* **PROVIDED MATERIAL**:
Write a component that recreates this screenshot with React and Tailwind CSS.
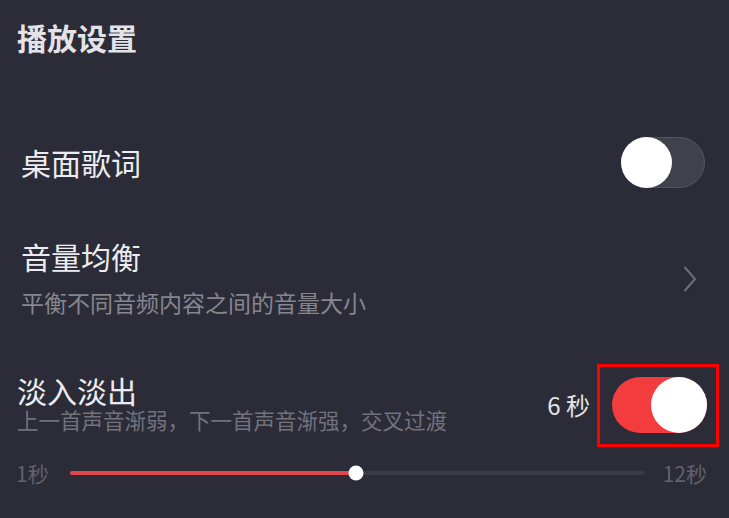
import { useState } from 'react';

const Toggle = ({ on, onChange, big }) => {
  if (on) {
    return (
      <button
        onClick={onChange}
        className={`flex items-center justify-end rounded-full bg-[#f33c3e] ${big ? 'h-[56px] w-[95px]' : 'h-[51px] w-[84px]'}`}
      >
        <span className={`rounded-full bg-white ${big ? 'h-[56px] w-[56px]' : 'h-[51px] w-[51px]'}`} />
      </button>
    );
  }
  return (
    <button
      onClick={onChange}
      className="flex h-[51px] w-[84px] items-center rounded-full border border-[#55555f] bg-[#41414b]"
    >
      <span className="-ml-px h-[51px] w-[51px] rounded-full bg-white" />
    </button>
  );
};

const App = () => {
  const [lyrics, setLyrics] = useState(false);
  const [fade, setFade] = useState(true);
  const value = 6;
  const pct = 49.8; // slider knob position as in the app

  return (
    <div
      className="flex h-[518px] w-full flex-col overflow-hidden bg-[#2c2c38] text-[#ececf0]"
      style={{ fontFamily: '"Noto Sans CJK SC", "Noto Sans", sans-serif' }}
    >
      <div className="flex h-[74px] items-center pl-[17px] text-[30px] font-semibold leading-[36px] text-[#e4e4e8]">
        播放设置
      </div>

      {/* 桌面歌词 */}
      <div className="mt-[38px] flex h-[100px] items-center justify-between pl-[21px] pr-[24px]">
        <span className="text-[30px] leading-[36px]">桌面歌词</span>
        <Toggle on={lyrics} onChange={() => setLyrics(!lyrics)} />
      </div>

      {/* 音量均衡 */}
      <div className="flex items-center justify-between pl-[21px] pr-[32px] pt-[26px]">
        <div className="flex flex-col">
          <span className="text-[30px] leading-[36px]">音量均衡</span>
          <span className="mt-[14px] text-[23px] leading-[28px] text-[#86868f]">平衡不同音频内容之间的音量大小</span>
        </div>
        <svg width="14" height="26" viewBox="0 0 14 26" fill="none" className="mt-[4px]">
          <path d="M2 1.5 L12 13 L2 24.5" stroke="#6e6e79" strokeWidth="2" strokeLinecap="round" strokeLinejoin="round" />
        </svg>
      </div>

      {/* 淡入淡出 */}
      <div className="mt-[48px] flex items-start justify-between pl-[17px] pr-[10px]">
        <div className="flex flex-col pt-[10px]">
          <span className="text-[30px] leading-[32px]">淡入淡出</span>
          <span className="text-[21.5px] leading-[28px] text-[#72727c]">上一首声音渐弱，下一首声音渐强，交叉过渡</span>
        </div>
        <div className="flex items-start gap-[7px]">
          <span className="mt-[26px] text-[24px] leading-[30px] text-[#e4e4e8]">{value} 秒</span>
          <div className="border-[3px] border-[#ff0000] pb-[11px] pl-[12px] pr-[9px] pt-[10px]">
            <Toggle on={fade} onChange={() => setFade(!fade)} big />
          </div>
        </div>
      </div>

      {/* slider */}
      <div className="mt-[14px] flex items-center pl-[16px] pr-[22px] text-[21px] leading-[24px] text-[#62626c]">
        <span className="w-[54px]">1秒</span>
        <div className="relative h-[4px] flex-1 rounded-full bg-[#3a3a45]">
          <div className="h-full rounded-full bg-[#e2474b]" style={{ width: `${pct}%` }} />
          <div
            className="absolute top-1/2 h-[15px] w-[15px] -translate-x-1/2 -translate-y-1/2 rounded-full bg-white"
            style={{ left: `${pct}%` }}
          />
        </div>
        <span className="ml-[18px]">12秒</span>
      </div>
    </div>
  );
};

export default App;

* **DO THIS**: Without the pictures, transcribe the listing above exactly.

* **WRITTEN RESPONSE**:
Write a component that recreates this screenshot with React and Tailwind CSS.
import { useState } from 'react';

const Toggle = ({ on, onChange, big }) => {
  if (on) {
    return (
      <button
        onClick={onChange}
        className={`flex items-center justify-end rounded-full bg-[#f33c3e] ${big ? 'h-[56px] w-[95px]' : 'h-[51px] w-[84px]'}`}
      >
        <span className={`rounded-full bg-white ${big ? 'h-[56px] w-[56px]' : 'h-[51px] w-[51px]'}`} />
      </button>
    );
  }
  return (
    <button
      onClick={onChange}
      className="flex h-[51px] w-[84px] items-center rounded-full border border-[#55555f] bg-[#41414b]"
    >
      <span className="-ml-px h-[51px] w-[51px] rounded-full bg-white" />
    </button>
  );
};

const App = () => {
  const [lyrics, setLyrics] = useState(false);
  const [fade, setFade] = useState(true);
  const value = 6;
  const pct = 49.8; // slider knob position as in the app

  return (
    <div
      className="flex h-[518px] w-full flex-col overflow-hidden bg-[#2c2c38] text-[#ececf0]"
      style={{ fontFamily: '"Noto Sans CJK SC", "Noto Sans", sans-serif' }}
    >
      <div className="flex h-[74px] items-center pl-[17px] text-[30px] font-semibold leading-[36px] text-[#e4e4e8]">
        播放设置
      </div>

      {/* 桌面歌词 */}
      <div className="mt-[38px] flex h-[100px] items-center justify-between pl-[21px] pr-[24px]">
        <span className="text-[30px] leading-[36px]">桌面歌词</span>
        <Toggle on={lyrics} onChange={() => setLyrics(!lyrics)} />
      </div>

      {/* 音量均衡 */}
      <div className="flex items-center justify-between pl-[21px] pr-[32px] pt-[26px]">
        <div className="flex flex-col">
          <span className="text-[30px] leading-[36px]">音量均衡</span>
          <span className="mt-[14px] text-[23px] leading-[28px] text-[#86868f]">平衡不同音频内容之间的音量大小</span>
        </div>
        <svg width="14" height="26" viewBox="0 0 14 26" fill="none" className="mt-[4px]">
          <path d="M2 1.5 L12 13 L2 24.5" stroke="#6e6e79" strokeWidth="2" strokeLinecap="round" strokeLinejoin="round" />
        </svg>
      </div>

      {/* 淡入淡出 */}
      <div className="mt-[48px] flex items-start justify-between pl-[17px] pr-[10px]">
        <div className="flex flex-col pt-[10px]">
          <span className="text-[30px] leading-[32px]">淡入淡出</span>
          <span className="text-[21.5px] leading-[28px] text-[#72727c]">上一首声音渐弱，下一首声音渐强，交叉过渡</span>
        </div>
        <div className="flex items-start gap-[7px]">
          <span className="mt-[26px] text-[24px] leading-[30px] text-[#e4e4e8]">{value} 秒</span>
          <div className="border-[3px] border-[#ff0000] pb-[11px] pl-[12px] pr-[9px] pt-[10px]">
            <Toggle on={fade} onChange={() => setFade(!fade)} big />
          </div>
        </div>
      </div>

      {/* slider */}
      <div className="mt-[14px] flex items-center pl-[16px] pr-[22px] text-[21px] leading-[24px] text-[#62626c]">
        <span className="w-[54px]">1秒</span>
        <div className="relative h-[4px] flex-1 rounded-full bg-[#3a3a45]">
          <div className="h-full rounded-full bg-[#e2474b]" style={{ width: `${pct}%` }} />
          <div
            className="absolute top-1/2 h-[15px] w-[15px] -translate-x-1/2 -translate-y-1/2 rounded-full bg-white"
            style={{ left: `${pct}%` }}
          />
        </div>
        <span className="ml-[18px]">12秒</span>
      </div>
    </div>
  );
};

export default App;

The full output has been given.